Pitt will play host to Penn State and travel to Notre Dame in 2016 and then will play at Penn State and play host to Notre Dame in 2017, which Pederson said makes for "a very attractive nonconference schedule." Curley said he is happy to have Pitt back on the schedule because he, like Pederson, understands the significance of the rivalry to fans of both schools.

"We are excited about renewing our rivalry with Pitt," Curley said. "We have worked our schedules to play some of our neighboring rivalries like Syracuse, Rutgers and Temple and are glad to have identified dates that worked for our schedules to play Pitt. The Penn State-Pitt game was one that football fans across the commonwealth have been passionate about."

Penn State and Pitt first played each other in football in 1893 and have played 96 times since that first game. The two teams then met every season from 1900 to 1931 and again from 1935-1992, when Penn State joined the Big Ten.

The series, which Penn State leads 50-42-4, then was renewed for four games from 1997 to 2000.

Pederson said that the future of the series beyond 2017 is unknown, but he is hopeful that the two games will be the first step toward getting the rivalry back to an annual event.

"What we decided to do was get this deal done first, finish it and announce it to at least get these two games on the schedule," Pederson said, "and then we agreed to continue the dialogue to see if we can agree to get the series revived. I know Penn State has some scheduling obligations beyond 2017, as do we, so it is not a simple process but as we've shown in this case, we can get something done if it is something that makes sense for both sides."

Curley, however, was a guest on the afternoon show on 93.7 FM and he said that there aren't any plans to continue the series beyond 2017 for a number of logistical reasons.

He said it works for a two-year series because there were openings in the schedule, but the school is looking to play nonconference games throughout the country to enable the large Nittany Lion fan base to see the team play. And the school's need to play road games across the country combined with its need to play at least seven home games every year means there is very little flexibility in scheduling.

"Right now, we wouldn't be interested in [playing Pitt] on an annual basis," Curley said.

Although Pitt has been more able -- and at times, seemingly more eager -- to make a deal to renew the series in recent years, the university will lose some of its flexibility in nonconference scheduling because it is going to lose at least one -- if not more -- nonconference slot per season because of potential conference expansion.

The Panthers, like all Big East teams, have had five nonconference games every year since 2005, when the conference was realigned to its current eight-team format.

But Texas Christian University is joining the Big East in 2012 as the ninth team, meaning there will only be four nonconference games available to Pitt in the future and that number could shrink even more if the conference's rumored expansion to 12 teams comes to fruition.

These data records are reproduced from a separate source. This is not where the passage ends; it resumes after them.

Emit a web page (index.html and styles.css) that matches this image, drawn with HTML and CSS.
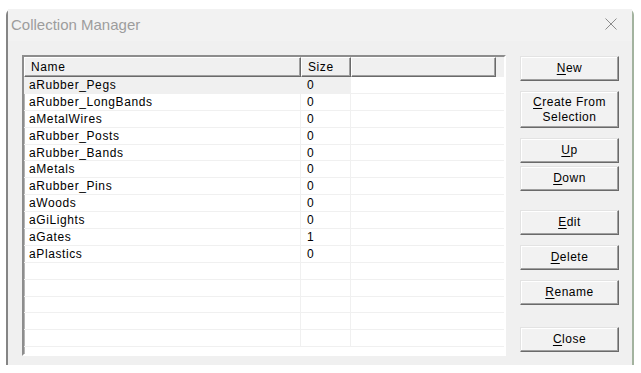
FILE: index.html
```html
<!DOCTYPE html>
<html lang="en">
<head>
    <meta charset="UTF-8">
    <title>Collection Manager</title>
    <link rel="stylesheet" href="styles.css">
</head>
<body>
    <div class="window">
        <div class="titlebar">
            <span class="title">Collection Manager</span>
            <svg class="close" width="12" height="12" viewBox="0 0 12 12">
                <path d="M0.5 0.5 L11.5 11.5 M11.5 0.5 L0.5 11.5" stroke="#8c8c8c" stroke-width="1" fill="none"/>
            </svg>
        </div>
        <div class="client">
            <div class="listview">
                <div class="header">
                    <div class="hcell col-name">Name</div>
                    <div class="hcell col-size">Size</div>
                    <div class="hcell col-extra"></div>
                </div>
                <div class="rows">
                    <div class="row selected"><span class="cell col-name">aRubber_Pegs</span><span class="cell col-size">0</span><span class="cell col-extra"></span></div>
                    <div class="row"><span class="cell col-name">aRubber_LongBands</span><span class="cell col-size">0</span><span class="cell col-extra"></span></div>
                    <div class="row"><span class="cell col-name">aMetalWires</span><span class="cell col-size">0</span><span class="cell col-extra"></span></div>
                    <div class="row"><span class="cell col-name">aRubber_Posts</span><span class="cell col-size">0</span><span class="cell col-extra"></span></div>
                    <div class="row"><span class="cell col-name">aRubber_Bands</span><span class="cell col-size">0</span><span class="cell col-extra"></span></div>
                    <div class="row"><span class="cell col-name">aMetals</span><span class="cell col-size">0</span><span class="cell col-extra"></span></div>
                    <div class="row"><span class="cell col-name">aRubber_Pins</span><span class="cell col-size">0</span><span class="cell col-extra"></span></div>
                    <div class="row"><span class="cell col-name">aWoods</span><span class="cell col-size">0</span><span class="cell col-extra"></span></div>
                    <div class="row"><span class="cell col-name">aGiLights</span><span class="cell col-size">0</span><span class="cell col-extra"></span></div>
                    <div class="row"><span class="cell col-name">aGates</span><span class="cell col-size">1</span><span class="cell col-extra"></span></div>
                    <div class="row"><span class="cell col-name">aPlastics</span><span class="cell col-size">0</span><span class="cell col-extra"></span></div>
                    <div class="row"><span class="cell col-name"></span><span class="cell col-size"></span><span class="cell col-extra"></span></div>
                    <div class="row"><span class="cell col-name"></span><span class="cell col-size"></span><span class="cell col-extra"></span></div>
                    <div class="row"><span class="cell col-name"></span><span class="cell col-size"></span><span class="cell col-extra"></span></div>
                    <div class="row"><span class="cell col-name"></span><span class="cell col-size"></span><span class="cell col-extra"></span></div>
                    <div class="row"><span class="cell col-name"></span><span class="cell col-size"></span><span class="cell col-extra"></span></div>
                </div>
            </div>

            <div class="buttons">
                <button class="btn btn-first"><u>N</u>ew</button>
                <button class="btn btn-tall gap-md"><u>C</u>reate From<br>Selection</button>
                <button class="btn gap-md"><u>U</u>p</button>
                <button class="btn gap-sm"><u>D</u>own</button>
                <button class="btn gap-lg"><u>E</u>dit</button>
                <button class="btn gap-md"><u>D</u>elete</button>
                <button class="btn gap-md"><u>R</u>ename</button>
                <button class="btn gap-xl"><u>C</u>lose</button>
            </div>
        </div>
    </div>
</body>
</html>
```

FILE: styles.css
```css
body {
    margin: 0;
    padding: 0;
    background-color: #ffffff;
    font-family: "Liberation Sans", Arial, sans-serif;
    font-size: 12px;
    letter-spacing: 0.6px;
    color: #000;
}
.window {
    margin: 9px 0 0 6px;
    width: 628px;
    height: 356px;
    box-sizing: border-box;
    background-color: #f0f0f0;
    border-left: 2px solid #858585;
    border-right: 2px solid #a3b39f;
    border-top-left-radius: 6px;
    border-top-right-radius: 6px;
}
.titlebar {
    height: 32px;
    display: flex;
    align-items: flex-start;
    justify-content: space-between;
    background-color: #f2f2f2;
}
.title {
    font-size: 15px;
    line-height: 18px;
    letter-spacing: 0;
    color: #9d9d9d;
    padding: 7px 0 0 3px;
}
.close {
    margin: 9px 15px 0 0;
}
.client {
    display: flex;
    padding: 14px 0 0 14px;
}

/* list view */
.listview {
    width: 484px;
    height: 301px;
    box-sizing: border-box;
    background-color: #fff;
    border: 2px solid;
    border-color: #8d8d8d #ffffff #ffffff #8d8d8d;
    box-shadow: inset 1px 1px 0 #b4b4b4;
    display: flex;
    flex-direction: column;
}
.header {
    display: flex;
    height: 20px;
    background-color: #f0f0f0;
    flex-shrink: 0;
}
.hcell {
    box-sizing: border-box;
    height: 20px;
    line-height: 18px;
    padding-left: 6px;
    border-top: 1px solid #fff;
    border-left: 1px solid #fff;
    border-right: 1px solid #6a6a6a;
    border-bottom: 1px solid #6a6a6a;
    box-shadow: inset -1px -1px 0 #a0a0a0;
}
.header .col-name {
    width: 277px;
}
.header .col-size {
    width: 50px;
}
.header .col-extra {
    width: 145px;
}
.row {
    display: flex;
    height: 16.9px;
    box-sizing: border-box;
    border-bottom: 1px solid #f0f0f0;
}
.cell {
    display: block;
    box-sizing: border-box;
    line-height: 16px;
    white-space: nowrap;
}
.row .col-name {
    width: 277px;
    padding-left: 5px;
    border-right: 1px solid #f0f0f0;
}
.row .col-size {
    width: 50px;
    padding-left: 6px;
    border-right: 1px solid #f0f0f0;
}
.row .col-extra {
    flex: 1;
}
.row.selected .col-name,
.row.selected .col-size {
    background-color: #f0f0f0;
}

/* buttons */
.buttons {
    display: flex;
    flex-direction: column;
    margin-left: 14px;
    width: 99px;
}
.btn {
    height: 25px;
    box-sizing: border-box;
    padding: 0;
    font-family: "Liberation Sans", Arial, sans-serif;
    font-size: 12px;
    letter-spacing: 0.5px;
    line-height: 15px;
    color: #000;
    background-color: #f2f2f2;
    border: 1px solid;
    border-color: #e3e3e3 #6a6a6a #6a6a6a #e3e3e3;
    box-shadow: inset -1px -1px 0 #a0a0a0, inset 1px 1px 0 #fff;
    border-radius: 0;
}
.btn u {
    text-decoration-thickness: 1px;
    text-underline-offset: 2px;
}
.btn-tall {
    height: 37px;
}
.btn-first {
    margin-top: 1px;
}
.gap-sm {
    margin-top: 3px;
}
.gap-md {
    margin-top: 10px;
}
.gap-lg {
    margin-top: 19px;
}
.gap-xl {
    margin-top: 22px;
}
```
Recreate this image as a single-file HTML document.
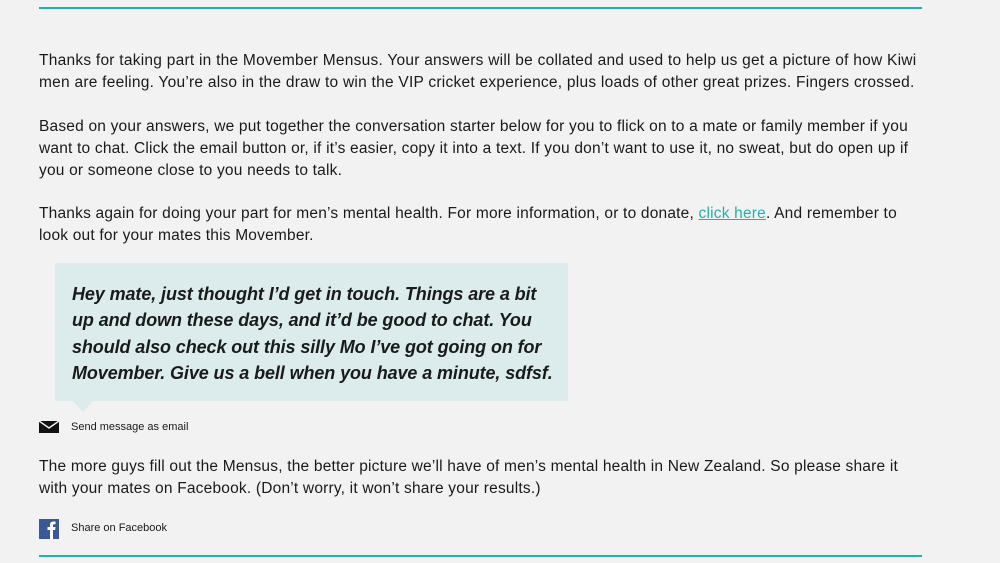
<!DOCTYPE html>
<html><head><style>
body{margin:0;width:1000px;height:563px;background:#f2f2f2;font-family:"Liberation Sans",sans-serif;color:#1a1a1a;position:relative;overflow:hidden}
.line{position:absolute;left:39px;width:883px;height:2px;background:#1fb3ad}
p{position:absolute;left:39px;margin:0;font-size:15.5px;line-height:22px;width:950px;white-space:nowrap}
a{color:#1fb3ad}
.quote{position:absolute;left:55px;top:263px;width:513px;height:138px;background:#dcecec}
.quote div{position:absolute;left:17px;top:18px;font-size:18px;font-weight:bold;font-style:italic;line-height:26.4px;width:500px;white-space:nowrap;letter-spacing:-0.1px}
.tri{position:absolute;left:73px;top:401px;width:0;height:0;border-left:10px solid transparent;border-right:10px solid transparent;border-top:11px solid #dcecec}
.small{position:absolute;left:71px;font-size:11px}
</style></head><body>
<div class="line" style="top:7px"></div>
<p style="top:50px;letter-spacing:0.25px">Thanks for taking part in the Movember Mensus. Your answers will be collated and used to help us get a picture of how Kiwi<br>men are feeling. You’re also in the draw to win the VIP cricket experience, plus loads of other great prizes. Fingers crossed.</p>
<p style="top:116px;letter-spacing:0.2px">Based on your answers, we put together the conversation starter below for you to flick on to a mate or family member if you<br>want to chat. Click the email button or, if it’s easier, copy it into a text. If you don’t want to use it, no sweat, but do open up if<br>you or someone close to you needs to talk.</p>
<p style="top:203px;letter-spacing:0.2px">Thanks again for doing your part for men’s mental health. For more information, or to donate, <a href="#">click here</a>. And remember to<br>look out for your mates this Movember.</p>
<div class="quote"><div>Hey mate, just thought I’d get in touch. Things are a bit<br>up and down these days, and it’d be good to chat. You<br>should also check out this silly Mo I’ve got going on for<br>Movember. Give us a bell when you have a minute, sdfsf.</div></div>
<div class="tri"></div>
<svg style="position:absolute;left:39px;top:421px" width="20" height="12" viewBox="0 0 20 12"><rect width="20" height="12" fill="#111"/><path d="M0 0 L10 7 L20 0" fill="none" stroke="#f2f2f2" stroke-width="1.5"/></svg>
<div class="small" style="top:421px">Send message as email</div>
<p style="top:456px;letter-spacing:0.2px">The more guys fill out the Mensus, the better picture we’ll have of men’s mental health in New Zealand. So please share it<br>with your mates on Facebook. (Don’t worry, it won’t share your results.)</p>
<svg style="position:absolute;left:39px;top:519px" width="20" height="20" viewBox="0 0 20 20"><rect width="20" height="20" fill="#3b5998"/><path d="M11 20 V11 H8.5 V8 H11 V5.8 C11 3.5 12.3 2.5 14.3 2.5 H16.5 V5.3 H15 C14.2 5.3 14 5.7 14 6.4 V8 H16.5 L16.1 11 H14 V20 Z" fill="#fff"/></svg>
<div class="small" style="top:522px">Share on Facebook</div>
<div class="line" style="top:555px"></div>
</body></html>
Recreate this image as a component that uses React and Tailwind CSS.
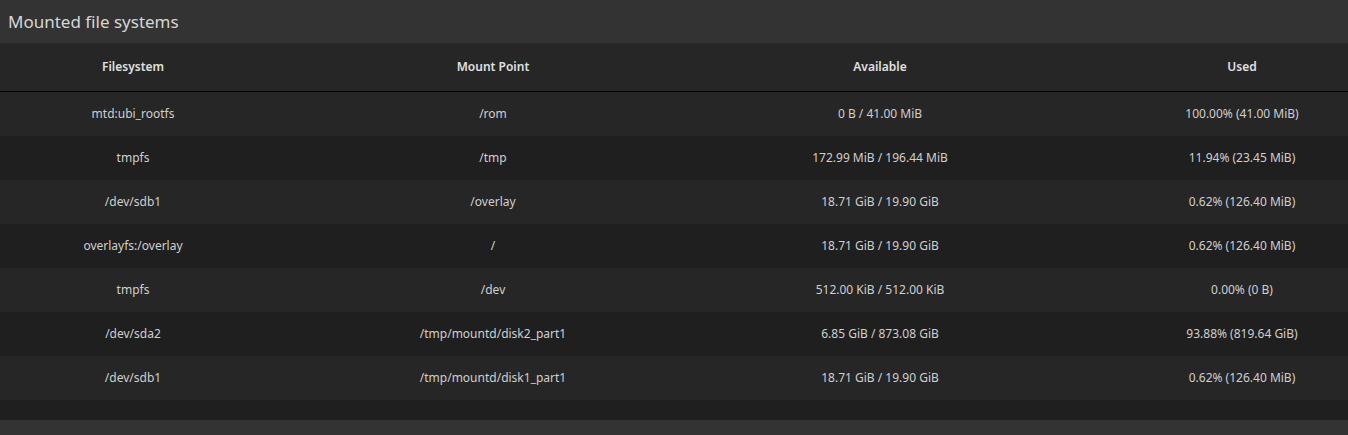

Pederson, however, said that regardless of what happens in terms of the nonconference schedule based on the size of the conference, renewing the Pitt-Penn State rivalry will remain a priority in scheduling.

"It is obviously one of our oldest rivals and the game has produced some of the biggest games in college football history," Pederson said. "We look forward to continuing to try and find opportunities to play football games against Penn State."